Tentang meta(f)rasa


Sejujurnya, tidak ada sesuatu yang penting atau genting ketika kami bersepakat menghadirkan proyek ini. Dorongan utamanya hanyalah keinginan mengkonversi ide dan perasaan dalam bentuk teks (juga gambar). Tapi entah kenapa, pembahasan tentang itu terasa begitu menyenangkan, seperti efek jatuh cinta. Maka, sebagai orang yang kasmaran, ada semacam kegilaan dalam diri untuk membuat banyak hal yang mustahil jadi mungkin. Hingga, hanya dalam satu malam, kami berhasil merampungkan pernak-pernik proyek ini, seperti pemilihan nama, logo, juga media yang akan digunakan.
 
Dari beberapa nama yang diusulkan, kami sepakat menggunakan meta(f)rasa. Alasannya, karena padanan kata ini terasa nyaman di mata, telinga dan ejaan. Tapi tentu ada juga alasan lain: kami ingin melampaui kata-kata dan perasaan pada saat bersamaan.
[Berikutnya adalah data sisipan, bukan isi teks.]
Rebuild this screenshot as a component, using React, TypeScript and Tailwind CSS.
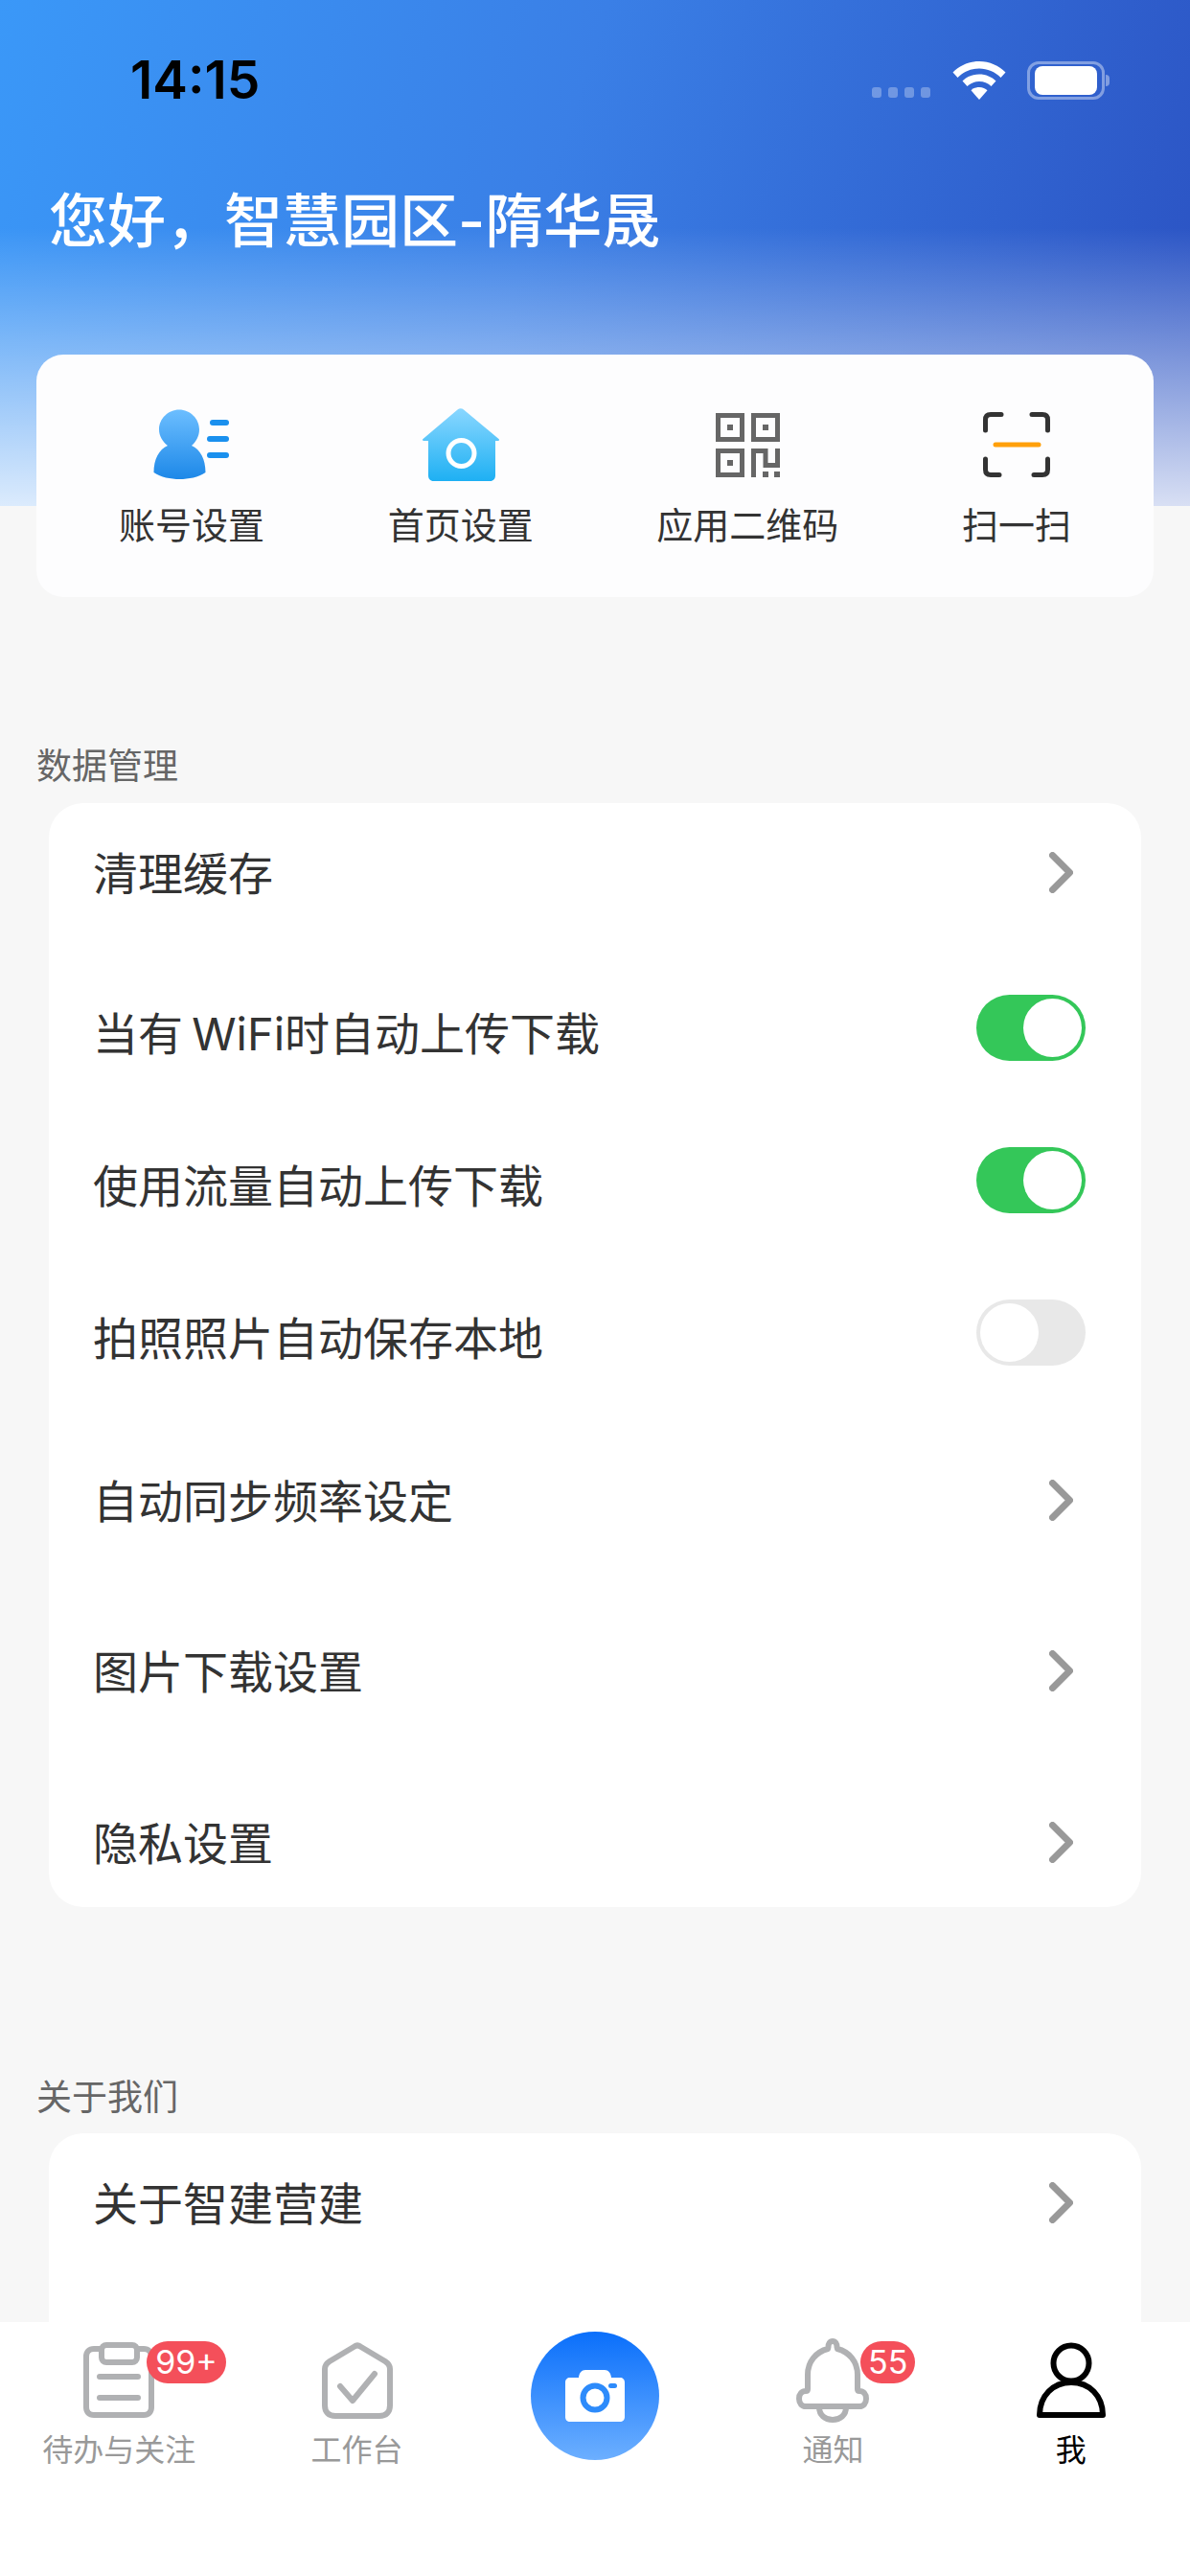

Seperti kata Chairil Anwar:
 
“Pujangga muda harus datang sebagai pemeriksa cermat, pengupas-pengikis sampai ke saripati. Segalanya sampai ke tangannya dan merasai gores-bedahan pisaunya yang berkilat-kilat. Segalanya! Juga pohon-pohon beringin keramat yang hingga kini tidak boleh didekati! Tapi, pujangga di masa depan akan memanjatnya dan memotong cabang-cabang yang merindang-merimbun tak perlu.”
 
“(Meski) Sudah berdesing-desing dikuping suara meneriakkan: Berhenti! Berhenti! Hai, perusak, peruntuh! Aku tetap berani memasuki rumah suci hingga ruang tengah, tidak tinggal di pekarangan saja. Aku terus Ida: aku terus, mengerti!”
 
Kami bukan Chairil Anwar, pastinya, dan tidak akan pernah coba-coba menjadi dia (hal yang tentu tidak pernah dia inginkan). Sebab, dari penggalan pidato tahun 1943 tadi, Chairil seakan menyadari bahwa pada suatu masa terdapat bagian dari karya-karyanya yang akan jadi “cabang yang merindang-merimbun tak perlu”. Dan, seseorang harus memanjat dan memotongnya.
 
Tapi penyair besar itu memberi sumbangan ide yang sangat besar dalam diskusi-diskusi kami, terutama tentang kreasi yang tidak berbasis spontanitas belaka. Karena, sekali lagi mengutip Chairil, “Pujangga muda harus datang sebagai pemeriksa cermat, pengupas-pengikis sampai ke saripati!”
 
Berdasar argumentasi itulah nama meta(f)rasa disepakati. Kami ingin melampaui beberapa hal yang telah lampau. Persoalan berhasil atau tidak, kami tidak begitu peduli. Kami hanya ingin memasuki tempat-tempat keramat dan gelap, sambil membakar ide sebagai penerangan. Setelah itu, kami akan bernyanyi, menari dan membaca puisi di tengah-tengah kreasi yang berkobar dalam unggunan api.

Kami akan terus Chairil: kami akan terus, mengerti!